• REQUIREMENT:
Transcribe every line exactly and omit anything that is a picture.

• INFORMATION SUPPLIED:
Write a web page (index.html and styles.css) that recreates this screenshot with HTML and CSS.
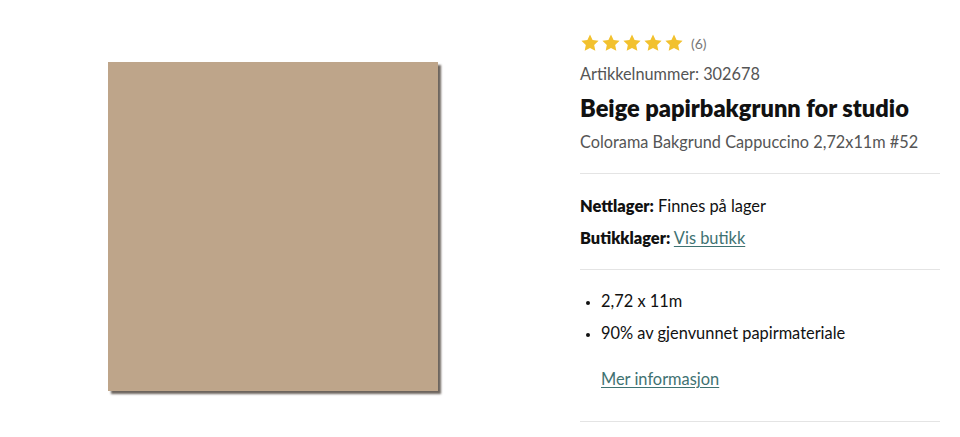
FILE: index.html
```html
<!DOCTYPE html>
<html lang="no">
<head>
<meta charset="utf-8">
<link rel="stylesheet" href="styles.css">
</head>
<body>
<div class="page">
  <div class="media">
    <div class="swatch"></div>
  </div>
  <div class="info">
    <div class="rating">
      <div class="stars">
        <svg viewBox="0 0 24 24" class="star"><path d="M12 1.8l3.1 6.6 7.2.9-5.3 5 1.4 7.1L12 17.9l-6.4 3.5 1.4-7.1-5.3-5 7.2-.9z"/></svg>
        <svg viewBox="0 0 24 24" class="star"><path d="M12 1.8l3.1 6.6 7.2.9-5.3 5 1.4 7.1L12 17.9l-6.4 3.5 1.4-7.1-5.3-5 7.2-.9z"/></svg>
        <svg viewBox="0 0 24 24" class="star"><path d="M12 1.8l3.1 6.6 7.2.9-5.3 5 1.4 7.1L12 17.9l-6.4 3.5 1.4-7.1-5.3-5 7.2-.9z"/></svg>
        <svg viewBox="0 0 24 24" class="star"><path d="M12 1.8l3.1 6.6 7.2.9-5.3 5 1.4 7.1L12 17.9l-6.4 3.5 1.4-7.1-5.3-5 7.2-.9z"/></svg>
        <svg viewBox="0 0 24 24" class="star"><path d="M12 1.8l3.1 6.6 7.2.9-5.3 5 1.4 7.1L12 17.9l-6.4 3.5 1.4-7.1-5.3-5 7.2-.9z"/></svg>
      </div>
      <span class="count">(6)</span>
    </div>
    <div class="sku">Artikkelnummer: 302678</div>
    <h1 class="title">Beige papirbakgrunn for studio</h1>
    <div class="subtitle">Colorama Bakgrund Cappuccino 2,72x11m #52</div>
    <div class="section stock">
      <div class="line"><b>Nettlager:</b> Finnes på lager</div>
      <div class="line"><b>Butikklager:</b> <a href="#" class="link">Vis butikk</a></div>
    </div>
    <div class="section features">
      <ul class="list">
        <li>2,72 x 11m</li>
        <li>90% av gjenvunnet papirmateriale</li>
      </ul>
      <a href="#" class="link more">Mer informasjon</a>
    </div>
  </div>
</div>
</body>
</html>
```
FILE: styles.css
```css
html, body {
  margin: 0;
  padding: 0;
  background: #fff;
}
body {
  font-family: "Lato", "Liberation Sans", sans-serif;
  color: #111;
}
.page {
  display: flex;
  width: 960px;
  height: 437px;
}
.media {
  width: 580px;
  padding: 62px 0 0 108px;
  box-sizing: border-box;
}
.swatch {
  width: 330px;
  height: 329px;
  background: #bea58a;
  box-shadow: 3px 3px 2px rgba(60, 50, 40, 0.75);
}
.info {
  width: 360px;
  padding-top: 32px;
}
.rating {
  display: flex;
  align-items: center;
  height: 22px;
}
.stars {
  display: flex;
  gap: 1px;
}
.star {
  width: 20px;
  height: 20px;
  fill: #f2c12e;
}
.count {
  margin-left: 7px;
  font-size: 14px;
  color: #777;
}
.sku {
  margin-top: 9px;
  font-size: 16.3px;
  line-height: 22px;
  color: #555;
}
.title {
  margin: 9px 0 0;
  font-size: 23.6px;
  line-height: 28px;
  font-weight: 800;
  color: #111;
}
.subtitle {
  margin-top: 9px;
  font-size: 16.3px;
  line-height: 22px;
  color: #555;
}
.section {
  border-top: 1px solid #e4e4e4;
}
.stock {
  margin-top: 20px;
  padding: 21px 0 20px;
}
.line {
  font-size: 16.4px;
  line-height: 22px;
  margin-bottom: 10px;
}
.line:last-child {
  margin-bottom: 0;
}
.line b {
  font-weight: 800;
}
.link {
  color: #3f7272;
  text-decoration: underline;
  text-underline-offset: 2px;
}
.features {
  padding: 20px 0 31px;
  border-bottom: 1px solid #e4e4e4;
}
.list {
  margin: 0;
  padding: 0 0 0 21px;
  font-size: 16.4px;
  line-height: 22px;
}
.list li {
  margin-bottom: 10px;
}
.list li:last-child {
  margin-bottom: 0;
}
.list li::marker {
  font-size: 13px;
}
.more {
  display: block;
  width: fit-content;
  margin: 24px 0 0 21px;
  font-size: 16.4px;
  line-height: 22px;
}
```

• RESPONSE:
Write a web page (index.html and styles.css) that recreates this screenshot with HTML and CSS.
FILE: index.html
```html
<!DOCTYPE html>
<html lang="no">
<head>
<meta charset="utf-8">
<link rel="stylesheet" href="styles.css">
</head>
<body>
<div class="page">
  <div class="media">
    <div class="swatch"></div>
  </div>
  <div class="info">
    <div class="rating">
      <div class="stars">
        <svg viewBox="0 0 24 24" class="star"><path d="M12 1.8l3.1 6.6 7.2.9-5.3 5 1.4 7.1L12 17.9l-6.4 3.5 1.4-7.1-5.3-5 7.2-.9z"/></svg>
        <svg viewBox="0 0 24 24" class="star"><path d="M12 1.8l3.1 6.6 7.2.9-5.3 5 1.4 7.1L12 17.9l-6.4 3.5 1.4-7.1-5.3-5 7.2-.9z"/></svg>
        <svg viewBox="0 0 24 24" class="star"><path d="M12 1.8l3.1 6.6 7.2.9-5.3 5 1.4 7.1L12 17.9l-6.4 3.5 1.4-7.1-5.3-5 7.2-.9z"/></svg>
        <svg viewBox="0 0 24 24" class="star"><path d="M12 1.8l3.1 6.6 7.2.9-5.3 5 1.4 7.1L12 17.9l-6.4 3.5 1.4-7.1-5.3-5 7.2-.9z"/></svg>
        <svg viewBox="0 0 24 24" class="star"><path d="M12 1.8l3.1 6.6 7.2.9-5.3 5 1.4 7.1L12 17.9l-6.4 3.5 1.4-7.1-5.3-5 7.2-.9z"/></svg>
      </div>
      <span class="count">(6)</span>
    </div>
    <div class="sku">Artikkelnummer: 302678</div>
    <h1 class="title">Beige papirbakgrunn for studio</h1>
    <div class="subtitle">Colorama Bakgrund Cappuccino 2,72x11m #52</div>
    <div class="section stock">
      <div class="line"><b>Nettlager:</b> Finnes på lager</div>
      <div class="line"><b>Butikklager:</b> <a href="#" class="link">Vis butikk</a></div>
    </div>
    <div class="section features">
      <ul class="list">
        <li>2,72 x 11m</li>
        <li>90% av gjenvunnet papirmateriale</li>
      </ul>
      <a href="#" class="link more">Mer informasjon</a>
    </div>
  </div>
</div>
</body>
</html>
```
FILE: styles.css
```css
html, body {
  margin: 0;
  padding: 0;
  background: #fff;
}
body {
  font-family: "Lato", "Liberation Sans", sans-serif;
  color: #111;
}
.page {
  display: flex;
  width: 960px;
  height: 437px;
}
.media {
  width: 580px;
  padding: 62px 0 0 108px;
  box-sizing: border-box;
}
.swatch {
  width: 330px;
  height: 329px;
  background: #bea58a;
  box-shadow: 3px 3px 2px rgba(60, 50, 40, 0.75);
}
.info {
  width: 360px;
  padding-top: 32px;
}
.rating {
  display: flex;
  align-items: center;
  height: 22px;
}
.stars {
  display: flex;
  gap: 1px;
}
.star {
  width: 20px;
  height: 20px;
  fill: #f2c12e;
}
.count {
  margin-left: 7px;
  font-size: 14px;
  color: #777;
}
.sku {
  margin-top: 9px;
  font-size: 16.3px;
  line-height: 22px;
  color: #555;
}
.title {
  margin: 9px 0 0;
  font-size: 23.6px;
  line-height: 28px;
  font-weight: 800;
  color: #111;
}
.subtitle {
  margin-top: 9px;
  font-size: 16.3px;
  line-height: 22px;
  color: #555;
}
.section {
  border-top: 1px solid #e4e4e4;
}
.stock {
  margin-top: 20px;
  padding: 21px 0 20px;
}
.line {
  font-size: 16.4px;
  line-height: 22px;
  margin-bottom: 10px;
}
.line:last-child {
  margin-bottom: 0;
}
.line b {
  font-weight: 800;
}
.link {
  color: #3f7272;
  text-decoration: underline;
  text-underline-offset: 2px;
}
.features {
  padding: 20px 0 31px;
  border-bottom: 1px solid #e4e4e4;
}
.list {
  margin: 0;
  padding: 0 0 0 21px;
  font-size: 16.4px;
  line-height: 22px;
}
.list li {
  margin-bottom: 10px;
}
.list li:last-child {
  margin-bottom: 0;
}
.list li::marker {
  font-size: 13px;
}
.more {
  display: block;
  width: fit-content;
  margin: 24px 0 0 21px;
  font-size: 16.4px;
  line-height: 22px;
}
```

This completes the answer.